In a few weeks, the dreaded tax season will be over. We loathe those oddly titled documents with the tiny print. We wonder what number – refund or remainder – those mysterious equations will spit out.
And as more of us sign up as part-time contractors, driving for Lyft and selling crafts on Etsy, our taxes get more complicated. We get anxious.
Criminals love to take advantage of that anxiety.
Tax scams and phishing operations are getting more sophisticated than ever. By faking ads, websites and caller IDs, scammers will gladly prey on your ignorance.
Impersonators have a new twist
Many people have fallen victim to fake calls from the IRS. These calls are designed to trick you into giving up your personal info. They’ll pretend to be an IRS employee, even some type of federal agent or law enforcement officer and demand you pay non-existent overdue taxes. They will insist on using wire transfer, prepaid debit card or gift cards. If you don’t pay up, scammers say they’ll come to your house and arrest you.
Conversely, scammers may play “good cop” as well: They’ll impersonate a friendly IRS agent and say you’re entitled to a big refund. You just have to hand over some of your info first.
Now there’s a new spin. Impersonators are calling, saying they’re from the Taxpayer Advocate Service (TAS), which is an independent organization within the IRS. They’ll even spoof the number from TAS offices in Houston and Brooklyn. It could be a person or a robocall asking for a callback, but either way, those scammers will ask for your info, which includes your Social Security number or individual taxpayer identification number (ITIN).
Here’s the thing – the real TAS exists to help you resolve an IRS-related problem. But you call them, not the other way around.
Be smart and look for these signs
There are definite red flags that can identify a scammer, no matter how real they sound. Here’s what they do:
- Scammers identify themselves using fake names and IRS badge numbers.
- They might even know the last four digits of your Social Security number.
- It’s not hard for scammers to spoof phone and identification numbers to appear official.
- Fake emails might accompany phishing calls.
- They might even go as far to fake background noises of other calls so it’ll sound like a real call center.
The IRS says crooks might threaten to put you in jail or revoke your driver’s license and then in some cases, and they’ll hang up. That’ll be followed with a call from someone pretending to be from another agency, like local police or the DMV, to give more weight to the initial threat. Again, Caller ID will probably say the same thing, but don’t fall for it.
The IRS says they’ll never call you demanding immediate payment. And the biggest red flag is that government agencies don’t ask people to pay with gift cards. That’s the easiest tell.
If you do owe money to the real IRS, you’ll get a bill in the mail. You can set up a payment plan, and you will either send a check or use a trusted third-party service (verified on the IRS website) to pay overdue taxes online.
How to protect yourself from IRS scams
There are some easy ways to make sure you don’t become the victim of one of these scams.
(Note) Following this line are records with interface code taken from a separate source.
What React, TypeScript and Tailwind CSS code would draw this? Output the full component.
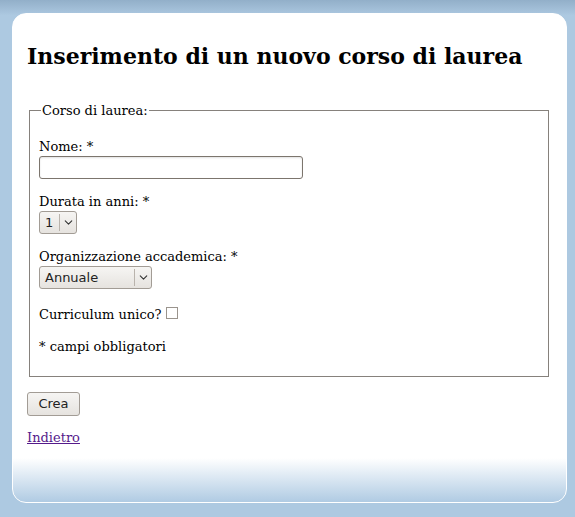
import { ChevronDown } from "lucide-react";

const serif = "font-['DejaVu_Serif','Liberation_Serif',serif]";
const sans = "font-['DejaVu_Sans','Liberation_Sans',sans-serif]";

function Select({ value, width }: { value: string; width: string }) {
  return (
    <div
      className={`flex ${width} h-[23px] items-stretch rounded-[3px] border border-[#a29c95] bg-gradient-to-b from-[#f6f5f3] to-[#e6e3df] text-[13px] text-[#222] ${sans}`}
    >
      <span className="flex flex-1 items-center pl-[5px]">{value}</span>
      <span className="my-[2px] w-px bg-[#b9b3ac]" />
      <span className="flex w-[16px] items-center justify-center">
        <ChevronDown size={13} strokeWidth={2} className="text-[#333]" />
      </span>
    </div>
  );
}

export default function App() {
  return (
    <div className="h-[517px] w-[575px] bg-gradient-to-b from-[#92afc9] via-[#adc9e1] via-[3%] to-[#adc9e1] pt-[13px] pl-[12px]">
      <div className="flex h-[490px] w-[555px] flex-col overflow-hidden rounded-[14px] border border-white bg-gradient-to-b from-white from-[91%] to-[#b0cbe3]">
        <div className={`px-[14px] text-black ${serif}`}>
          <h1 className="mt-[27px] text-[22px] font-bold leading-[30px]">
            Inserimento di un nuovo corso di laurea
          </h1>

          <fieldset className="mt-[32px] ml-[2px] mr-[3px] border border-[#86817c] px-[9px] pb-[22px] text-[13px] leading-[15px]">
            <legend className="px-[1px] ml-[2px]">Corso di laurea:</legend>

            <div className="mt-[21px]">Nome: *</div>
            <input
              type="text"
              className="mt-[2px] block h-[23px] w-[264px] rounded-[3px] border border-[#7c756d] bg-white shadow-[inset_0_1px_2px_rgba(0,0,0,0.12)] outline-none"
            />

            <div className="mt-[15px]">Durata in anni: *</div>
            <div className="mt-[2px]">
              <Select value="1" width="w-[38px]" />
            </div>

            <div className="mt-[15px]">Organizzazione accademica: *</div>
            <div className="mt-[2px]">
              <Select value="Annuale" width="w-[113px]" />
            </div>

            <div className="mt-[18px] flex items-center gap-[4px]">
              <span>Curriculum unico?</span>
              <span className="mb-[3px] inline-block h-[12px] w-[12px] border border-[#9a948d] bg-white" />
            </div>

            <div className="mt-[17px]">* campi obbligatori</div>
          </fieldset>

          <button
            className={`mt-[15px] h-[24px] w-[53px] rounded-[3px] border border-[#a29c95] bg-gradient-to-b from-[#f6f5f3] to-[#e6e3df] text-[13px] text-[#222] ${sans}`}
          >
            Crea
          </button>

          <div className="mt-[14px] text-[13px] leading-[15px]">
            <a href="#" className="text-[#551a8b] underline">
              Indietro
            </a>
          </div>
        </div>
      </div>
    </div>
  );
}
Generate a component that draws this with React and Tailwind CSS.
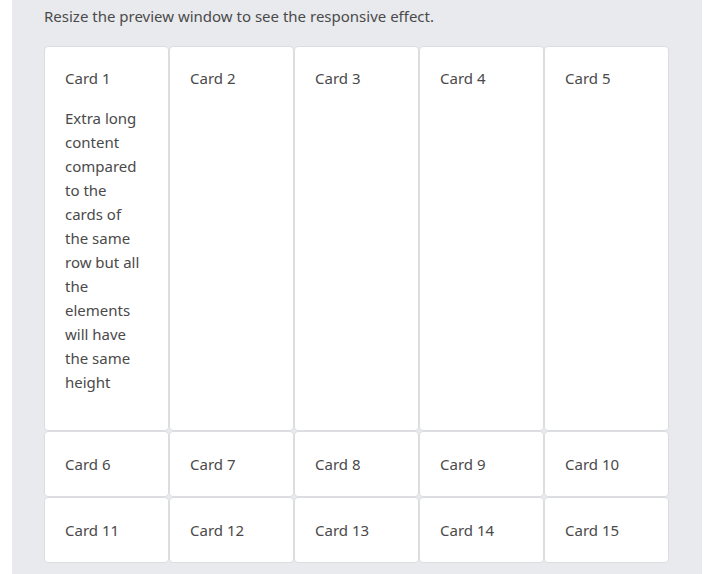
export default function App() {
  const rest = [2, 3, 4, 5];
  const lower = [6, 7, 8, 9, 10, 11, 12, 13, 14, 15];

  return (
    <div className="min-h-screen bg-white" style={{ fontFamily: '"Noto Sans", "Open Sans", sans-serif' }}>
      <div className="ml-3 w-[690px] bg-[#e9eaee] pl-8 pr-[33px] pt-[4px] pb-3 text-[15px] leading-6 text-[#4a4a4a]">
        <p className="mb-[18px]">Resize the preview window to see the responsive effect.</p>

        <div className="grid grid-cols-5 w-[625px]">
          {/* first card carries the long text, the rest of the row stretches to match */}
          <div className="bg-white border border-[#dcdde0] rounded-[4px] px-5 pt-[19px] pb-[36px]">
            <p className="mb-4">Card 1</p>
            <p>Extra long content compared to the cards of the same row but all the elements will have the same height</p>
          </div>
          {rest.map(n => (
            <div key={n} className="bg-white border border-[#dcdde0] rounded-[4px] px-5 pt-[19px]">
              <p>Card {n}</p>
            </div>
          ))}
          {lower.map(n => (
            <div key={n} className="bg-white border border-[#dcdde0] rounded-[4px] px-5 py-5">
              <p>Card {n}</p>
            </div>
          ))}
        </div>
      </div>
    </div>
  );
}
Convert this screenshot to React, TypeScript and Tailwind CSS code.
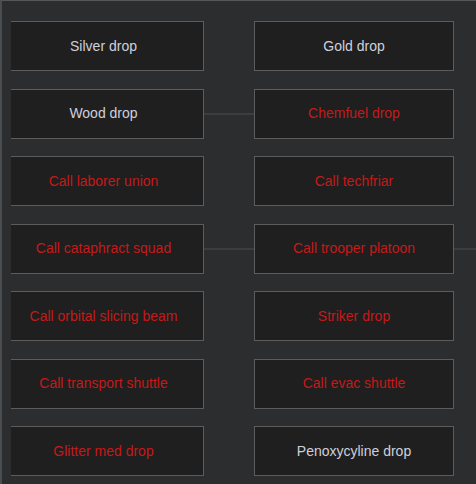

First of all, the real IRS also doesn’t threaten to have you arrested, nor do they call about a bonus refund you’re entitled to. And they certainly don’t ask for credit or debit card numbers over the phone.
If you get a call from one of these scammers, hang up immediately. If they sense hesitation and think they’ve got you on the hook, they might keep calling back to convince you that they’re real.
You can report those calls to email@example.com. Put “IRS Phone Scam” in the subject line. You can also contact the Treasury Inspector General for Tax Administration, or TIGTA, to report the call, using their IRS Impersonation Scam Reporting page. The Federal Trade Commission is another option. Just use the “FTC Complaint Assistant” on FTC.gov, and add “IRS Telephone Scam” in the notes. You can also call the IRS at 800-366-4484.
The IRS also keeps an updated list of tax scams and consumer alerts on their website.
Microsoft said there was an average of 300,000 phishing attempts across their browsers Internet Explorer and Edge. Just think what that number really is when you factor in more popular browsers like Google Chrome.
If you’re a Windows 10 user, don’t rely on just passwords, and when possible, use multi-factor authentication. A lot of modern Windows-based laptops come equipped with “Windows Hello” face or fingerprint ID.
Watch out for suspicious-looking emails, too, especially those that say they’re your bank or another financial institution. Don’t download attachments sent by anyone you don’t know, and don’t click on included links.
Each year, the IRS puts together a list of the “dirty dozen,” or the most popular scams to look out for each year.